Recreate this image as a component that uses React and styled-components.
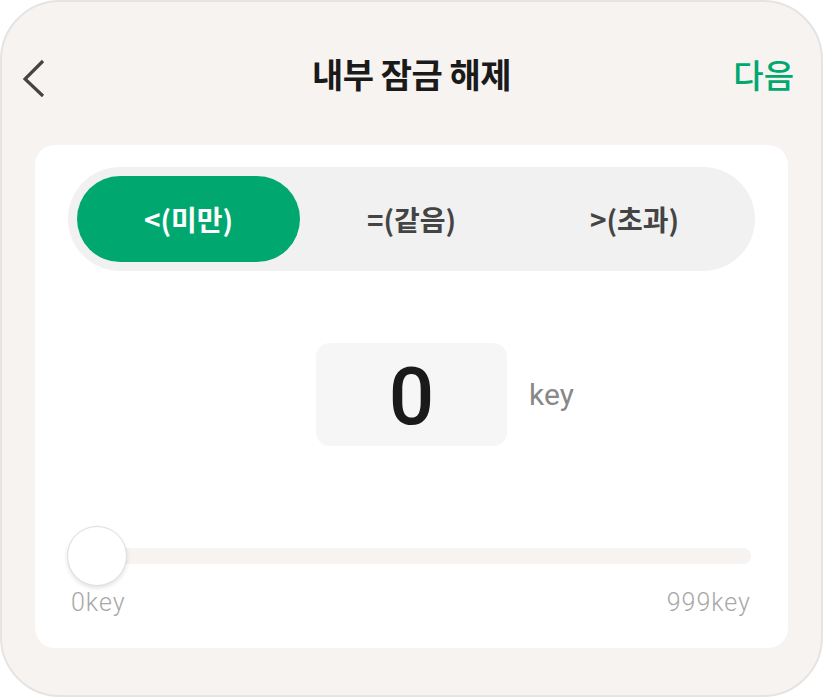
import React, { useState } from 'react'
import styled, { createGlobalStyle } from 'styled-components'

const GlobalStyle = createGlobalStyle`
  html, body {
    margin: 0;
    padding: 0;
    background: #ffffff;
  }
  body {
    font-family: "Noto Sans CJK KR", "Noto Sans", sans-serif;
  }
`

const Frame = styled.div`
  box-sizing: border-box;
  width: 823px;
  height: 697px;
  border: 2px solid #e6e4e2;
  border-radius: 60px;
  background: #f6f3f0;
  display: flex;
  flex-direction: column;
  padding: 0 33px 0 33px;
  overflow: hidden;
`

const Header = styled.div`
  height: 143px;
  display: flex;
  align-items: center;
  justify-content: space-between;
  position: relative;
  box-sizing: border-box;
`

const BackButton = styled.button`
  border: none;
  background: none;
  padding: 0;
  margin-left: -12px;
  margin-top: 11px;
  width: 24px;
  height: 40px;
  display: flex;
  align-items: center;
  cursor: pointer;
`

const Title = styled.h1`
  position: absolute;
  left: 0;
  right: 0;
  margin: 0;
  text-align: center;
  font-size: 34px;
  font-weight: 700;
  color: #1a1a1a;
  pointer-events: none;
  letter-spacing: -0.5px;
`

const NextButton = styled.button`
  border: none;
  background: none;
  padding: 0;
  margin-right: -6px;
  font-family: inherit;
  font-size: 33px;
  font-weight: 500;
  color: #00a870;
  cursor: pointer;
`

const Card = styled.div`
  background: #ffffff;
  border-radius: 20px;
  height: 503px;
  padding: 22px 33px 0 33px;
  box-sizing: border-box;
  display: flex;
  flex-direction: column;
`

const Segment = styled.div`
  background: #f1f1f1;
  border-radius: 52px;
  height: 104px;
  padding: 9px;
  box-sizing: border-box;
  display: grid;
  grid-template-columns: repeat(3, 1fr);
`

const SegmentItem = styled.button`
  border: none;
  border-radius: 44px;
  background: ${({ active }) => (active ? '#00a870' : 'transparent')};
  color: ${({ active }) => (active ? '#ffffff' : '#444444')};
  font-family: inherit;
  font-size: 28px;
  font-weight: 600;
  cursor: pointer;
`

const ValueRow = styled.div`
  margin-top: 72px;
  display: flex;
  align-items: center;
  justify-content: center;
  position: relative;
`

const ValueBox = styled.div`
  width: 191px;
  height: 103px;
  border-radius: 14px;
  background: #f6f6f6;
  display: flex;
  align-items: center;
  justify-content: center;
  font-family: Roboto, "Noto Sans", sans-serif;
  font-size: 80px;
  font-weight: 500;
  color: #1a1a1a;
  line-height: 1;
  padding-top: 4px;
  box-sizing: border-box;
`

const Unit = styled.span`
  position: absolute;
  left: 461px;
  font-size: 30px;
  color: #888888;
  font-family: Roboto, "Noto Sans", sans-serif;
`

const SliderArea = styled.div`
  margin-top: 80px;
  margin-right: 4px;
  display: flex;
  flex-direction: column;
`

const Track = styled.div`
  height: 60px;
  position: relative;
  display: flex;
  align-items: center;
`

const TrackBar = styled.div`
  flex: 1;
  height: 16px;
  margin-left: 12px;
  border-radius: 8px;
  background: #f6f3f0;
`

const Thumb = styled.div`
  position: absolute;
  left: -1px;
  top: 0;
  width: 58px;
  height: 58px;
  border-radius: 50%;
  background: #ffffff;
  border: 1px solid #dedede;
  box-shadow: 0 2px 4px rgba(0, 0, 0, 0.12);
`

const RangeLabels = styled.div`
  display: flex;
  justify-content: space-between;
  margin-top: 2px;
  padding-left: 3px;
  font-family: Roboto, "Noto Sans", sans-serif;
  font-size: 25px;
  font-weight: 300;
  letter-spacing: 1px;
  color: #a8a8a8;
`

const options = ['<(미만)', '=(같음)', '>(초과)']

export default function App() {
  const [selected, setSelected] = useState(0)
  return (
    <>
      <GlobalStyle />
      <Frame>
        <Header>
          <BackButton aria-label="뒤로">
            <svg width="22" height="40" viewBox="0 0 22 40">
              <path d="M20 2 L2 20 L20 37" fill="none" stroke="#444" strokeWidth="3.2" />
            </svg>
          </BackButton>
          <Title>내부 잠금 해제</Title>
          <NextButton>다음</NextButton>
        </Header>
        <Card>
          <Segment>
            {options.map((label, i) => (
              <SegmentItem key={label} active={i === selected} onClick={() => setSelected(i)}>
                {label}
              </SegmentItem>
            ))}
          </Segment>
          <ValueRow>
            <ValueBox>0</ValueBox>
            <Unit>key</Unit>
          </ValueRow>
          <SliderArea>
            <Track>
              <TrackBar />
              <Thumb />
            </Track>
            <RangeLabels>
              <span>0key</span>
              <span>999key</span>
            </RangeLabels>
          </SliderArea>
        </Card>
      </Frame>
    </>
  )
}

***

> Required work:
Leave the pictures out, and print every line of the listing exactly as written.

> Output for this exercise:
Recreate this image as a component that uses React and styled-components.
import React, { useState } from 'react'
import styled, { createGlobalStyle } from 'styled-components'

const GlobalStyle = createGlobalStyle`
  html, body {
    margin: 0;
    padding: 0;
    background: #ffffff;
  }
  body {
    font-family: "Noto Sans CJK KR", "Noto Sans", sans-serif;
  }
`

const Frame = styled.div`
  box-sizing: border-box;
  width: 823px;
  height: 697px;
  border: 2px solid #e6e4e2;
  border-radius: 60px;
  background: #f6f3f0;
  display: flex;
  flex-direction: column;
  padding: 0 33px 0 33px;
  overflow: hidden;
`

const Header = styled.div`
  height: 143px;
  display: flex;
  align-items: center;
  justify-content: space-between;
  position: relative;
  box-sizing: border-box;
`

const BackButton = styled.button`
  border: none;
  background: none;
  padding: 0;
  margin-left: -12px;
  margin-top: 11px;
  width: 24px;
  height: 40px;
  display: flex;
  align-items: center;
  cursor: pointer;
`

const Title = styled.h1`
  position: absolute;
  left: 0;
  right: 0;
  margin: 0;
  text-align: center;
  font-size: 34px;
  font-weight: 700;
  color: #1a1a1a;
  pointer-events: none;
  letter-spacing: -0.5px;
`

const NextButton = styled.button`
  border: none;
  background: none;
  padding: 0;
  margin-right: -6px;
  font-family: inherit;
  font-size: 33px;
  font-weight: 500;
  color: #00a870;
  cursor: pointer;
`

const Card = styled.div`
  background: #ffffff;
  border-radius: 20px;
  height: 503px;
  padding: 22px 33px 0 33px;
  box-sizing: border-box;
  display: flex;
  flex-direction: column;
`

const Segment = styled.div`
  background: #f1f1f1;
  border-radius: 52px;
  height: 104px;
  padding: 9px;
  box-sizing: border-box;
  display: grid;
  grid-template-columns: repeat(3, 1fr);
`

const SegmentItem = styled.button`
  border: none;
  border-radius: 44px;
  background: ${({ active }) => (active ? '#00a870' : 'transparent')};
  color: ${({ active }) => (active ? '#ffffff' : '#444444')};
  font-family: inherit;
  font-size: 28px;
  font-weight: 600;
  cursor: pointer;
`

const ValueRow = styled.div`
  margin-top: 72px;
  display: flex;
  align-items: center;
  justify-content: center;
  position: relative;
`

const ValueBox = styled.div`
  width: 191px;
  height: 103px;
  border-radius: 14px;
  background: #f6f6f6;
  display: flex;
  align-items: center;
  justify-content: center;
  font-family: Roboto, "Noto Sans", sans-serif;
  font-size: 80px;
  font-weight: 500;
  color: #1a1a1a;
  line-height: 1;
  padding-top: 4px;
  box-sizing: border-box;
`

const Unit = styled.span`
  position: absolute;
  left: 461px;
  font-size: 30px;
  color: #888888;
  font-family: Roboto, "Noto Sans", sans-serif;
`

const SliderArea = styled.div`
  margin-top: 80px;
  margin-right: 4px;
  display: flex;
  flex-direction: column;
`

const Track = styled.div`
  height: 60px;
  position: relative;
  display: flex;
  align-items: center;
`

const TrackBar = styled.div`
  flex: 1;
  height: 16px;
  margin-left: 12px;
  border-radius: 8px;
  background: #f6f3f0;
`

const Thumb = styled.div`
  position: absolute;
  left: -1px;
  top: 0;
  width: 58px;
  height: 58px;
  border-radius: 50%;
  background: #ffffff;
  border: 1px solid #dedede;
  box-shadow: 0 2px 4px rgba(0, 0, 0, 0.12);
`

const RangeLabels = styled.div`
  display: flex;
  justify-content: space-between;
  margin-top: 2px;
  padding-left: 3px;
  font-family: Roboto, "Noto Sans", sans-serif;
  font-size: 25px;
  font-weight: 300;
  letter-spacing: 1px;
  color: #a8a8a8;
`

const options = ['<(미만)', '=(같음)', '>(초과)']

export default function App() {
  const [selected, setSelected] = useState(0)
  return (
    <>
      <GlobalStyle />
      <Frame>
        <Header>
          <BackButton aria-label="뒤로">
            <svg width="22" height="40" viewBox="0 0 22 40">
              <path d="M20 2 L2 20 L20 37" fill="none" stroke="#444" strokeWidth="3.2" />
            </svg>
          </BackButton>
          <Title>내부 잠금 해제</Title>
          <NextButton>다음</NextButton>
        </Header>
        <Card>
          <Segment>
            {options.map((label, i) => (
              <SegmentItem key={label} active={i === selected} onClick={() => setSelected(i)}>
                {label}
              </SegmentItem>
            ))}
          </Segment>
          <ValueRow>
            <ValueBox>0</ValueBox>
            <Unit>key</Unit>
          </ValueRow>
          <SliderArea>
            <Track>
              <TrackBar />
              <Thumb />
            </Track>
            <RangeLabels>
              <span>0key</span>
              <span>999key</span>
            </RangeLabels>
          </SliderArea>
        </Card>
      </Frame>
    </>
  )
}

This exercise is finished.